- What is required -
Collect each line holding the string "index".

- Information shown -
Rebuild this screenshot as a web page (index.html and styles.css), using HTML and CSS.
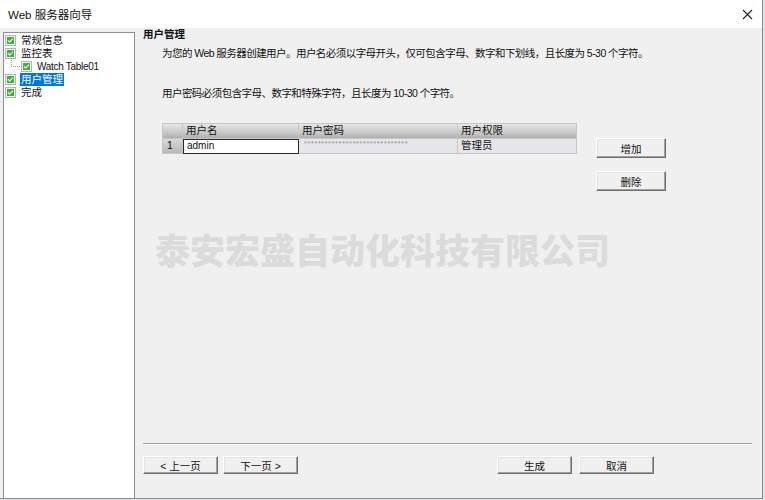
FILE: index.html
```html
<!DOCTYPE html>
<html lang="zh-CN">
<head>
<meta charset="utf-8">
<title>Web 服务器向导</title>
<link rel="stylesheet" href="styles.css">
</head>
<body>
<div class="window">
  <div class="titlebar">
    <span class="title">Web 服务器向导</span>
    <svg class="close" width="11" height="11" viewBox="0 0 11 11"><path d="M1 1 L10 10 M10 1 L1 10" stroke="#222" stroke-width="1.1" fill="none"/></svg>
  </div>
  <div class="main">
    <div class="sidebar">
      <ul class="tree">
        <li class="node"><span class="cb"><svg width="11" height="11" viewBox="0 0 11 11"><rect x="0.5" y="0.5" width="10" height="10" fill="#f4f4f4" stroke="#b4b4b4"/><rect x="2" y="2" width="7" height="7" fill="#3fae3f"/><path d="M3 5.3 L4.7 7 L8 3.6" stroke="#d8f5c8" stroke-width="1.3" fill="none"/></svg></span><span class="lbl">常规信息</span></li>
        <li class="node"><span class="cb"><svg width="11" height="11" viewBox="0 0 11 11"><rect x="0.5" y="0.5" width="10" height="10" fill="#f4f4f4" stroke="#b4b4b4"/><rect x="2" y="2" width="7" height="7" fill="#3fae3f"/><path d="M3 5.3 L4.7 7 L8 3.6" stroke="#d8f5c8" stroke-width="1.3" fill="none"/></svg></span><span class="lbl">监控表</span></li>
        <li class="node child"><span class="connector"></span><span class="cb"><svg width="11" height="11" viewBox="0 0 11 11"><rect x="0.5" y="0.5" width="10" height="10" fill="#f4f4f4" stroke="#b4b4b4"/><rect x="2" y="2" width="7" height="7" fill="#3fae3f"/><path d="M3 5.3 L4.7 7 L8 3.6" stroke="#d8f5c8" stroke-width="1.3" fill="none"/></svg></span><span class="lbl latin">Watch Table01</span></li>
        <li class="node"><span class="cb"><svg width="11" height="11" viewBox="0 0 11 11"><rect x="0.5" y="0.5" width="10" height="10" fill="#f4f4f4" stroke="#b4b4b4"/><rect x="2" y="2" width="7" height="7" fill="#3fae3f"/><path d="M3 5.3 L4.7 7 L8 3.6" stroke="#d8f5c8" stroke-width="1.3" fill="none"/></svg></span><span class="lbl selected">用户管理</span></li>
        <li class="node"><span class="cb"><svg width="11" height="11" viewBox="0 0 11 11"><rect x="0.5" y="0.5" width="10" height="10" fill="#f4f4f4" stroke="#b4b4b4"/><rect x="2" y="2" width="7" height="7" fill="#3fae3f"/><path d="M3 5.3 L4.7 7 L8 3.6" stroke="#d8f5c8" stroke-width="1.3" fill="none"/></svg></span><span class="lbl">完成</span></li>
      </ul>
    </div>
    <div class="content">
      <div class="heading">用户管理</div>
      <p class="desc first">为您的 Web 服务器创建用户。用户名必须以字母开头，仅可包含字母、数字和下划线，且长度为 5-30 个字符。</p>
      <p class="desc second">用户密码必须包含字母、数字和特殊字符，且长度为 10-30 个字符。</p>
      <div class="table-area">
        <div class="grid">
          <div class="hcell rownum"></div>
          <div class="hcell">用户名</div>
          <div class="hcell">用户密码</div>
          <div class="hcell">用户权限</div>
          <div class="rcell rownum">1</div>
          <div class="rcell edit">admin</div>
          <div class="rcell pwd">******************************</div>
          <div class="rcell">管理员</div>
        </div>
        <div class="side-buttons">
          <button class="btn">增加</button>
          <button class="btn">删除</button>
        </div>
      </div>
      <div class="spacer"></div>
      <div class="separator"></div>
      <div class="footer">
        <button class="btn nav">&lt; 上一页</button>
        <button class="btn nav">下一页 &gt;</button>
        <span class="grow"></span>
        <button class="btn nav">生成</button>
        <button class="btn nav cancel">取消</button>
      </div>
      <div class="watermark">泰安宏盛自动化科技有限公司</div>
    </div>
  </div>
</div>
</body>
</html>
```
FILE: styles.css
```css
html, body {
  margin: 0;
  padding: 0;
  background: #dfe3e8;
}
body {
  width: 765px;
  height: 500px;
  overflow: hidden;
  font-family: "Liberation Sans", "Noto Sans CJK SC", sans-serif;
  font-size: 10.5px;
  color: #111;
}
.window {
  width: 762px;
  height: 498px;
  border-right: 1px solid #8a8a8a;
  border-bottom: 1px solid #8a8a8a;
  background: #f0f0f0;
  display: flex;
  flex-direction: column;
}
.titlebar {
  height: 28px;
  flex: none;
  background: #fff;
  display: flex;
  align-items: center;
  padding: 0 9px 0 8px;
}
.title {
  font-size: 11.5px;
  color: #111;
  flex: 1;
}
.close {
  display: block;
}
.main {
  flex: 1;
  display: flex;
  min-height: 0;
}
.sidebar {
  width: 130px;
  margin: 4px 0 0 3px;
  background: #fff;
  border: 1px solid #8f8f8f;
  border-bottom: none;
  flex: none;
}
.tree {
  list-style: none;
  margin: 0;
  padding: 1px 0 0 1px;
}
.node {
  height: 13px;
  display: flex;
  align-items: center;
}
.cb {
  width: 11px;
  height: 11px;
  flex: none;
  display: block;
}
.cb svg {
  display: block;
}
.lbl {
  margin-left: 4px;
  line-height: 13px;
  padding: 0 1px;
  white-space: nowrap;
}
.latin {
  font-size: 10px;
  letter-spacing: -0.3px;
}
.selected {
  background: #0078d7;
  color: #fff;
}
.child {
  padding-left: 6px;
}
.connector {
  width: 11px;
  height: 19px;
  flex: none;
  border-left: 1px dotted #9a9a9a;
  border-bottom: 1px dotted #9a9a9a;
  box-sizing: border-box;
  align-self: flex-start;
  margin-top: -12px;
  margin-right: -1px;
}
.content {
  flex: 1;
  display: flex;
  flex-direction: column;
  padding: 0 10px 0 8px;
  position: relative;
}
.heading {
  font-weight: bold;
  line-height: 13px;
}
.desc {
  margin: 0;
  padding-left: 19px;
  line-height: 13px;
  white-space: nowrap;
  letter-spacing: -0.55px;
}
.desc.first {
  margin-top: 6px;
}
.desc.second {
  margin-top: 27px;
}
.table-area {
  display: flex;
  align-items: flex-start;
  margin-top: 23px;
  padding-left: 19px;
}
.grid {
  display: grid;
  grid-template-columns: 20px 116px 159px 119px;
  grid-template-rows: 15px 15px;
  border: 1px solid #c6c6c6;
  border-right: none;
  border-bottom: none;
}
.hcell, .rcell {
  border-right: 1px solid #c6c6c6;
  border-bottom: 1px solid #c6c6c6;
  box-sizing: border-box;
  line-height: 13px;
  padding-left: 3px;
  white-space: nowrap;
  overflow: hidden;
}
.hcell {
  background: linear-gradient(#e6e6e6, #c4c4c4 70%, #aeaeae);
}
.rcell {
  background: #e6e6ea;
}
.rcell.rownum {
  background: linear-gradient(#d8d8d8, #b8b8b8);
  padding-left: 4px;
}
.rcell.edit {
  background: #fff;
  border: 1px solid #2a2a2a;
  line-height: 12px;
  font-size: 10px;
}
.rcell.pwd {
  font-size: 7px;
  color: #8a8a8a;
  letter-spacing: 0.75px;
  line-height: 9px;
  padding-left: 5px;
}
.side-buttons {
  display: flex;
  flex-direction: column;
  gap: 13px;
  margin-left: 19px;
  margin-top: 15px;
}
.btn {
  font: inherit;
  width: 70px;
  height: 20px;
  padding: 0;
  background: #f0f0f0;
  border: 1px solid;
  border-color: #fff #6e6e6e #6e6e6e #fff;
  box-shadow: inset -1px -1px 0 #a0a0a0, inset 1px 1px 0 #e3e3e3;
  color: #111;
  text-align: center;
}
.spacer {
  flex: 1;
}
.separator {
  height: 0;
  border-top: 1px solid #a0a0a0;
  border-bottom: 1px solid #ffffff;
}
.footer {
  display: flex;
  gap: 5px;
  margin-top: 11px;
  margin-bottom: 24px;
}
.btn.nav {
  width: 75px;
  height: 18px;
}
.btn.cancel {
  margin-left: 2px;
  margin-right: 98px;
}
.grow {
  flex: 1;
}
.watermark {
  position: absolute;
  left: 20px;
  top: 201px;
  font-size: 35px;
  font-weight: 900;
  font-family: "Noto Sans CJK SC", sans-serif;
  color: #dbdbdb;
  line-height: 40px;
  white-space: nowrap;
  pointer-events: none;
}
```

- Output for this exercise -
Rebuild this screenshot as a web page (index.html and styles.css), using HTML and CSS.
FILE: index.html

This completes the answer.